Following two World Cups held in Europe, the principle was established for 1962 that the competition would alternate from now on between Europe and America. This remained the pattern until 1996 when the World Cup for 2002 was assigned to two Asian countries. For 1962 the number of entries was only just above the level of the last competition and, still, fewer than 100 matches were needed in the qualifying round to see which 14 teams would get through.

The two automatic qualifiers this time were both South American, holders Brazil and hosts Chile. Also from South America were Argentina, Uruguay and Colombia, who had defeated Ecuador, Bolivia and Peru respectively, over two games.

From Europe this time there would only be one British representative - England.
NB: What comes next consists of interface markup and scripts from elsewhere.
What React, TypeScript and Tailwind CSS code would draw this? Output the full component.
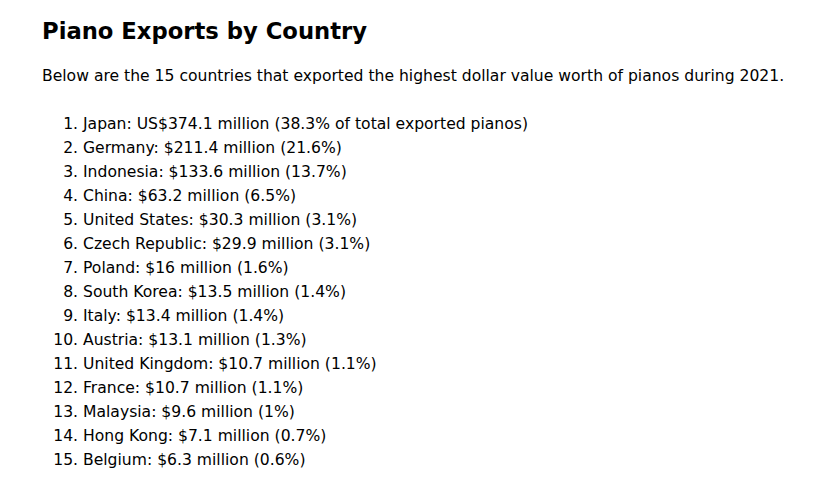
import React from "react";

const items = [
  "Japan: US$374.1 million (38.3% of total exported pianos)",
  "Germany: $211.4 million (21.6%)",
  "Indonesia: $133.6 million (13.7%)",
  "China: $63.2 million (6.5%)",
  "United States: $30.3 million (3.1%)",
  "Czech Republic: $29.9 million (3.1%)",
  "Poland: $16 million (1.6%)",
  "South Korea: $13.5 million (1.4%)",
  "Italy: $13.4 million (1.4%)",
  "Austria: $13.1 million (1.3%)",
  "United Kingdom: $10.7 million (1.1%)",
  "France: $10.7 million (1.1%)",
  "Malaysia: $9.6 million (1%)",
  "Hong Kong: $7.1 million (0.7%)",
  "Belgium: $6.3 million (0.6%)",
];

export default function App() {
  return (
    <div className="min-h-[490px] bg-white pl-[42px] pr-[10px] pt-[15px] text-black" style={{ fontFamily: '"DejaVu Sans", Verdana, sans-serif' }}>
      <h1 className="text-[22.7px] font-bold leading-[32px]">Piano Exports by Country</h1>
      <p className="mt-[17px] whitespace-nowrap text-[15.6px] leading-[24px]">
        Below are the 15 countries that exported the highest dollar value worth of pianos during 2021.
      </p>
      <ol className="mt-[24px] list-decimal pl-[41px] text-[15.6px] leading-[24px]">
        {items.map((t) => (
          <li key={t}>{t}</li>
        ))}
      </ol>
    </div>
  );
}
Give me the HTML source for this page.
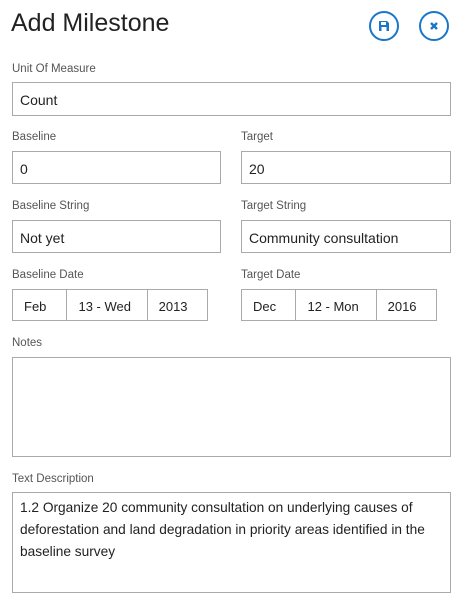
<!DOCTYPE html>
<html><head><style>
body{margin:0;width:465px;height:603px;background:#fff;font-family:"Liberation Sans",sans-serif;color:#222;position:relative;overflow:hidden}
.a{position:absolute}
.lbl{position:absolute;font-size:11.5px;color:#555}
.in{position:absolute;border:1px solid #aaa;box-sizing:border-box;font-size:14px;color:#222;padding-left:7px;display:flex;align-items:center;padding-top:2px}
.d{position:absolute;border:1px solid #aaa;box-sizing:border-box;height:32px;display:flex;font-size:13px}
.d div{border-right:1px solid #aaa;display:flex;align-items:center;padding-left:11px;box-sizing:border-box;padding-top:3px}
.d div:last-child{border-right:none}
</style></head><body>
<div class="a" style="left:11px;top:9px;font-size:25px;color:#222">Add Milestone</div>
<svg class="a" style="left:369px;top:11px" width="30" height="30" viewBox="0 0 30 30"><circle cx="15" cy="15" r="14" fill="none" stroke="#1976c8" stroke-width="2"/><path d="M10 10h8l2 2v8h-10z" fill="#1976c8"/><rect x="12" y="11" width="5" height="3" fill="#fff"/><rect x="12.5" y="16" width="5" height="4" fill="#fff"/></svg>
<svg class="a" style="left:419px;top:11px" width="30" height="30" viewBox="0 0 30 30"><circle cx="15" cy="15" r="14" fill="none" stroke="#1976c8" stroke-width="2"/><path d="M12 12l6 6M18 12l-6 6" stroke="#1976c8" stroke-width="2.4"/></svg>
<div class="lbl" style="left:12px;top:63px">Unit Of Measure</div>
<div class="in" style="left:12px;top:82px;width:439px;height:34px">Count</div>
<div class="lbl" style="left:12px;top:131px">Baseline</div>
<div class="lbl" style="left:241px;top:131px">Target</div>
<div class="in" style="left:12px;top:151px;width:209px;height:33px">0</div>
<div class="in" style="left:241px;top:151px;width:210px;height:33px">20</div>
<div class="lbl" style="left:12px;top:200px">Baseline String</div>
<div class="lbl" style="left:241px;top:200px">Target String</div>
<div class="in" style="left:12px;top:220px;width:209px;height:33px">Not yet</div>
<div class="in" style="left:241px;top:220px;width:210px;height:33px">Community consultation</div>
<div class="lbl" style="left:12px;top:269px">Baseline Date</div>
<div class="lbl" style="left:241px;top:269px">Target Date</div>
<div class="d" style="left:12px;top:289px;width:196px"><div style="width:55px">Feb</div><div style="width:81px">13 - Wed</div><div style="width:60px">2013</div></div>
<div class="d" style="left:241px;top:289px;width:196px"><div style="width:55px">Dec</div><div style="width:81px">12 - Mon</div><div style="width:60px">2016</div></div>
<div class="lbl" style="left:12px;top:337px">Notes</div>
<div class="in" style="left:12px;top:357px;width:439px;height:100px"></div>
<div class="lbl" style="left:12px;top:473px">Text Description</div>
<div class="in" style="left:12px;top:492px;width:439px;height:101px;align-items:flex-start;padding-top:4px;line-height:22px;font-size:13.7px;padding-right:6px">1.2 Organize 20 community consultation on underlying causes of deforestation and land degradation in priority areas identified in the baseline survey</div>
</body></html>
Scotland had come close, but had lost a play-off against Czechoslovakia in Brussels. Last time's runners-up Sweden suffered the same fate in a close battle with Switzerland. Of the other big names, Soviet Union, Germany FR, Italy (strengthened with several exiled players from Argentina and Altafini from Brazil) had little trouble getting through. On the negative side there was France, winners of bronze medals in Sweden in 1958. They did not manage to overcome Bulgaria in the group games - injuries to Kopa, Fontaine and Piantoni weakening the team - and had to play a decider against the same opponent in Milan. A French own goal settled the outcome in favour of Bulgaria, who would also prove a stumbling block for the French 32 years later in the qualifiers for the FIFA World Cup USA 1994.

Of the African and Asian entries no team managed to qualify. The best teams from their preliminary round, Morocco and Korea Republic, were beaten in play-off matches by Spain and Yugoslavia. From CONCACAF, the Mexican team was again the one to qualify, despite losing their opening match against Costa Rica.